#### [EXERCISE INSTRUCTIONS]
In the data that follows, count each line holding the string "page"; answer with the number only.

#### [DATA PROVIDED]
____________
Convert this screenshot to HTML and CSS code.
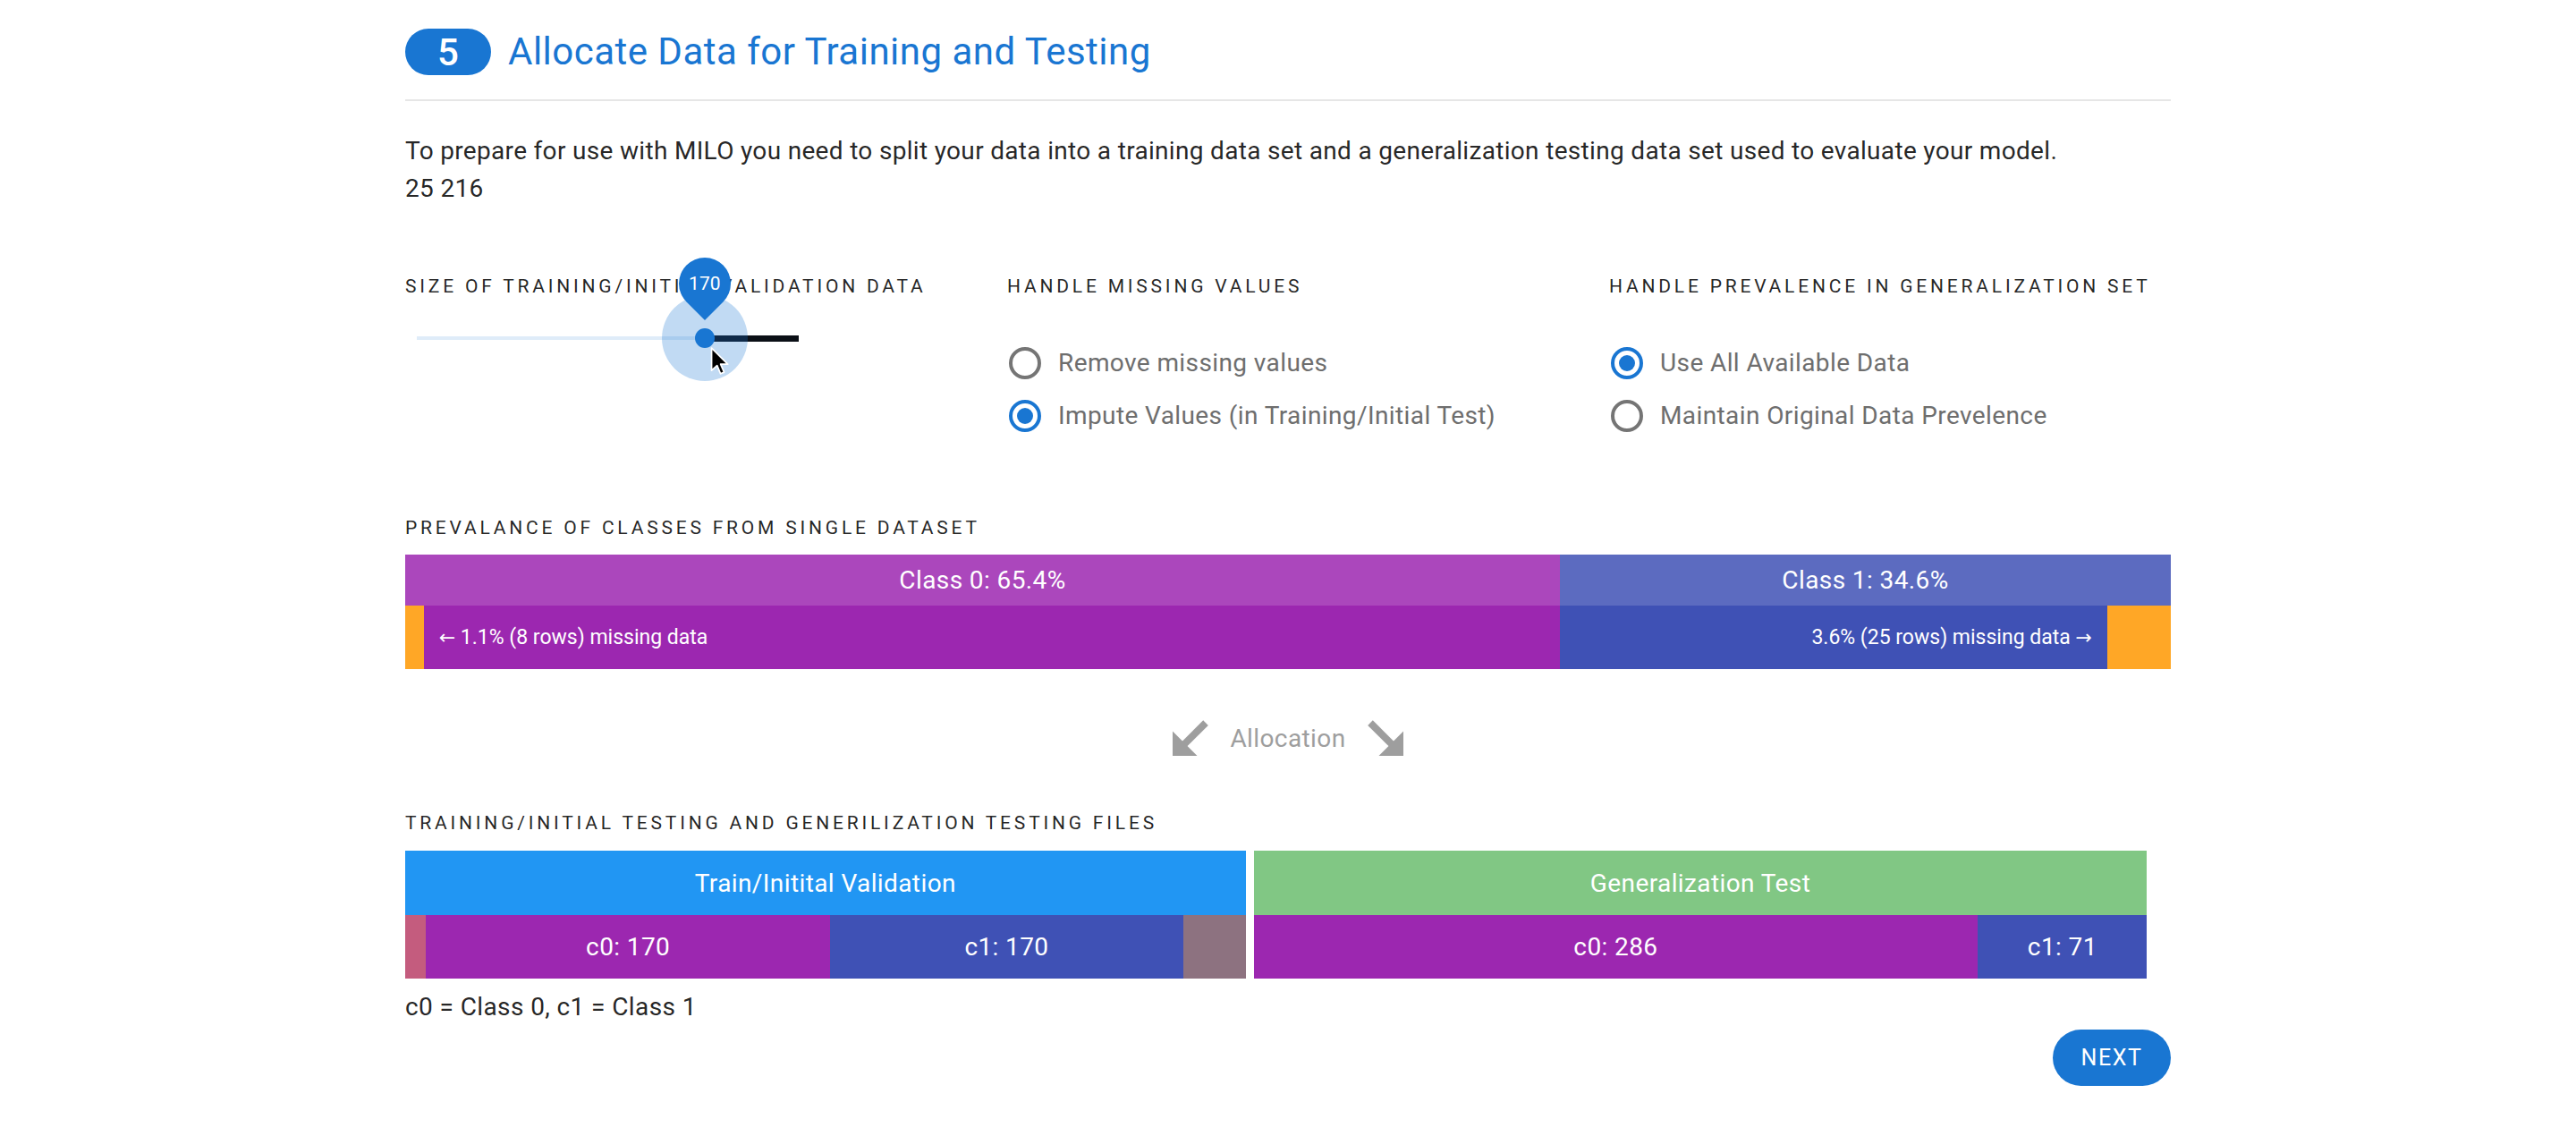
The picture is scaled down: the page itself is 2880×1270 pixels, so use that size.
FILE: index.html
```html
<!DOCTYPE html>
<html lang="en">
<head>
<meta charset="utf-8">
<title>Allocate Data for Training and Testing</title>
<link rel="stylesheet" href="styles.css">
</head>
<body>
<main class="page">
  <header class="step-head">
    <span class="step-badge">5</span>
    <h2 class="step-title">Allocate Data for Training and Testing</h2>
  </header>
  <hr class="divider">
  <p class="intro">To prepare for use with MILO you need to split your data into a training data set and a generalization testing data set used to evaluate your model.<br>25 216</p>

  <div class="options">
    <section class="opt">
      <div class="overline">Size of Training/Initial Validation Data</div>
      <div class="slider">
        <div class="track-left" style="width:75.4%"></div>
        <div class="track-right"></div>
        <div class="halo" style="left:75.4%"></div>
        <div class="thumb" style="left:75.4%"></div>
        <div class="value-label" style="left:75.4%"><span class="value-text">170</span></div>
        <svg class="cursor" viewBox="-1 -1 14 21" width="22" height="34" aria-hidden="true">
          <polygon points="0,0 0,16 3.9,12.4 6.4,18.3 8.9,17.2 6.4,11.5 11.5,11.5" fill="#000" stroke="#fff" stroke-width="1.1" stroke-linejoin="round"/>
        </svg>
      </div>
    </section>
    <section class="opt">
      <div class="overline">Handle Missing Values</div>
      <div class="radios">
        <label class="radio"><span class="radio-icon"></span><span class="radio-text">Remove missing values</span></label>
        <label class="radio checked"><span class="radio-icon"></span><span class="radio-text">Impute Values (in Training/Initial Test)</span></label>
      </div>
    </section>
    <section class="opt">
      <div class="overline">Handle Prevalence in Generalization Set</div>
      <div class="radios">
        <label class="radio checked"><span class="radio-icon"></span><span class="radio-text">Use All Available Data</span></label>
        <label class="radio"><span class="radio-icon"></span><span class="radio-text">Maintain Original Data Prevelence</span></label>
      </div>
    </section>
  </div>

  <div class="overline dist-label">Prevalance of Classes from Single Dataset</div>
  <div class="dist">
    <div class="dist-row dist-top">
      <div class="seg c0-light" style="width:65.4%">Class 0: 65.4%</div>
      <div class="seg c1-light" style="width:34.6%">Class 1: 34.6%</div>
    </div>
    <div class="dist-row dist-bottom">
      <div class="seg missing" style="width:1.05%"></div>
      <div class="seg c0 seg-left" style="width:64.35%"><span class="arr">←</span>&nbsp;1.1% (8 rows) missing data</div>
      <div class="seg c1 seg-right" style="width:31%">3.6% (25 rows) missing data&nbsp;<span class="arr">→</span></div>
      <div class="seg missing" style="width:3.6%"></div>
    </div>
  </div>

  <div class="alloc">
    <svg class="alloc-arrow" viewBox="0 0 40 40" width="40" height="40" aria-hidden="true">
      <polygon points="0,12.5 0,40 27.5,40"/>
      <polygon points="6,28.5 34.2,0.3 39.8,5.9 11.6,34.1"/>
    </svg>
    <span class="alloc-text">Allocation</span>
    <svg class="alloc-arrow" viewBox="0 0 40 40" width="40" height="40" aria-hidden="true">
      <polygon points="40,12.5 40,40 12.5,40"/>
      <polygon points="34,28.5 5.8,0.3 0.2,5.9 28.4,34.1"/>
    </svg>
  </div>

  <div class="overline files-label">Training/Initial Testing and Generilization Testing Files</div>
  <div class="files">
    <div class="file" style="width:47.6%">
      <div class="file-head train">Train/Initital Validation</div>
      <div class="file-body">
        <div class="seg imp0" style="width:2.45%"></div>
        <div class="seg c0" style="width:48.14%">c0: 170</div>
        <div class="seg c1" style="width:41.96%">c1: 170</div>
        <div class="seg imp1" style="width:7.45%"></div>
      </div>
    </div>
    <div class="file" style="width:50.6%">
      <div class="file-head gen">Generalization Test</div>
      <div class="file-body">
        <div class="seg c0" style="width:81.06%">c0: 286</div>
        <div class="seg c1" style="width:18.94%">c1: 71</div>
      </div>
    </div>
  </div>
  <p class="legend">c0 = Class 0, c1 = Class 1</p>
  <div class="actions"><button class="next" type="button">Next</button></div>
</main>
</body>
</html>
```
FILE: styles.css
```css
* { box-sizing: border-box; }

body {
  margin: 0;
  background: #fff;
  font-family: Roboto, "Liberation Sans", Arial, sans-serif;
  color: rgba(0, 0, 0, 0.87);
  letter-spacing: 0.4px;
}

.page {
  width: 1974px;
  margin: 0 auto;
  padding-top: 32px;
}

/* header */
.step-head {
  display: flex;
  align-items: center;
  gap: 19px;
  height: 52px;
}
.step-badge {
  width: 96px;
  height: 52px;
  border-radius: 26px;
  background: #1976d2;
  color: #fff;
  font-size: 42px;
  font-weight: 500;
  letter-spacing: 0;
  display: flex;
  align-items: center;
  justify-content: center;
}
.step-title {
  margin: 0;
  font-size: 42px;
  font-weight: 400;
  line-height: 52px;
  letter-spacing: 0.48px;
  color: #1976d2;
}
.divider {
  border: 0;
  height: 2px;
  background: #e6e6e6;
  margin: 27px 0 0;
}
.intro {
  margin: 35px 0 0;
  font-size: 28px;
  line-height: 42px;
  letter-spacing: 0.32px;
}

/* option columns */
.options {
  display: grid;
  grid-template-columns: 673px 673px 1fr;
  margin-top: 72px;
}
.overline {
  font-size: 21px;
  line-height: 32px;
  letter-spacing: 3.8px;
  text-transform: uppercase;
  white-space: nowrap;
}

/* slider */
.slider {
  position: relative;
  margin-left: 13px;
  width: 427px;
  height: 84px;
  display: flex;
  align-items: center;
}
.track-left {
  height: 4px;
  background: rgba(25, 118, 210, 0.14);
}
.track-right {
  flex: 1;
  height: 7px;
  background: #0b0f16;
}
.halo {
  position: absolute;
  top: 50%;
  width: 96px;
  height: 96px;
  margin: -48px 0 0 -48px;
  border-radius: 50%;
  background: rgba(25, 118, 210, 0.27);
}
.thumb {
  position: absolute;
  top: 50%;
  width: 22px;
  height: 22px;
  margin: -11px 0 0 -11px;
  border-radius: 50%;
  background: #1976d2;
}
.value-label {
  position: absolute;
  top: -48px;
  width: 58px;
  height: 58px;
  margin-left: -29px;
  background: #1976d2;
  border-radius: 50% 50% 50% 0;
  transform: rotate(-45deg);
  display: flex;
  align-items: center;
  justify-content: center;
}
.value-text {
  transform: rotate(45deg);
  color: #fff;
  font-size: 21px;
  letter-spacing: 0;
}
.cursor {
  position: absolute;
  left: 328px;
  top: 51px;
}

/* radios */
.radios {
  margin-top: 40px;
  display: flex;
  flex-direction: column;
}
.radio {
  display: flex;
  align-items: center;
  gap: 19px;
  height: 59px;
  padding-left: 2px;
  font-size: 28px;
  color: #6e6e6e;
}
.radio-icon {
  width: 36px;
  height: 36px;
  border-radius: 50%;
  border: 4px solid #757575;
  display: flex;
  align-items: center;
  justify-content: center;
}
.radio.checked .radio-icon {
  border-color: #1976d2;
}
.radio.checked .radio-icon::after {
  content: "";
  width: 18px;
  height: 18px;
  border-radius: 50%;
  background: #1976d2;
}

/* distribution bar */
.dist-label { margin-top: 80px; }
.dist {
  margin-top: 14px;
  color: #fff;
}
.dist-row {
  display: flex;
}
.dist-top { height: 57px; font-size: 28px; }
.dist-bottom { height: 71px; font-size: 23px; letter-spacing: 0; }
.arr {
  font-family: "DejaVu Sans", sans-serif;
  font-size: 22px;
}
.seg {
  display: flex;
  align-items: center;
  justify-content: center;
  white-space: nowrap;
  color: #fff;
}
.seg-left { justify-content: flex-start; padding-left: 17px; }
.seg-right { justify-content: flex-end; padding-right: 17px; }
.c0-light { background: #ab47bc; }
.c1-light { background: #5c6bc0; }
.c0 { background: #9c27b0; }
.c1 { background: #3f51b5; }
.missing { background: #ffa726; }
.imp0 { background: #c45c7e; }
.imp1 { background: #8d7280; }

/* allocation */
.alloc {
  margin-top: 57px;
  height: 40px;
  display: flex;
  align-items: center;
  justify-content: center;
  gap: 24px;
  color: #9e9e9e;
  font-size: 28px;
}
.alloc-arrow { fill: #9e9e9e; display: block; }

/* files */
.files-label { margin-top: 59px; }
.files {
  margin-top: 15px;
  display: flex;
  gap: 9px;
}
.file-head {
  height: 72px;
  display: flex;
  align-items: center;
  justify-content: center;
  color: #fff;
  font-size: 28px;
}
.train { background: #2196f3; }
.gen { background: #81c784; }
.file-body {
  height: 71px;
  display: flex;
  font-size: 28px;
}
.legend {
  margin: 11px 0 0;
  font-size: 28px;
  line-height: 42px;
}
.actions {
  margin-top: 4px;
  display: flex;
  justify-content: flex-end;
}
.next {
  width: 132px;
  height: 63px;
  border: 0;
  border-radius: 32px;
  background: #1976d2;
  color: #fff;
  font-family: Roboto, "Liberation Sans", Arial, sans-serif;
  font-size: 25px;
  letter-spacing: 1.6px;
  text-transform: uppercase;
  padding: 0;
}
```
____________
#### [SOLVED EXERCISE]
3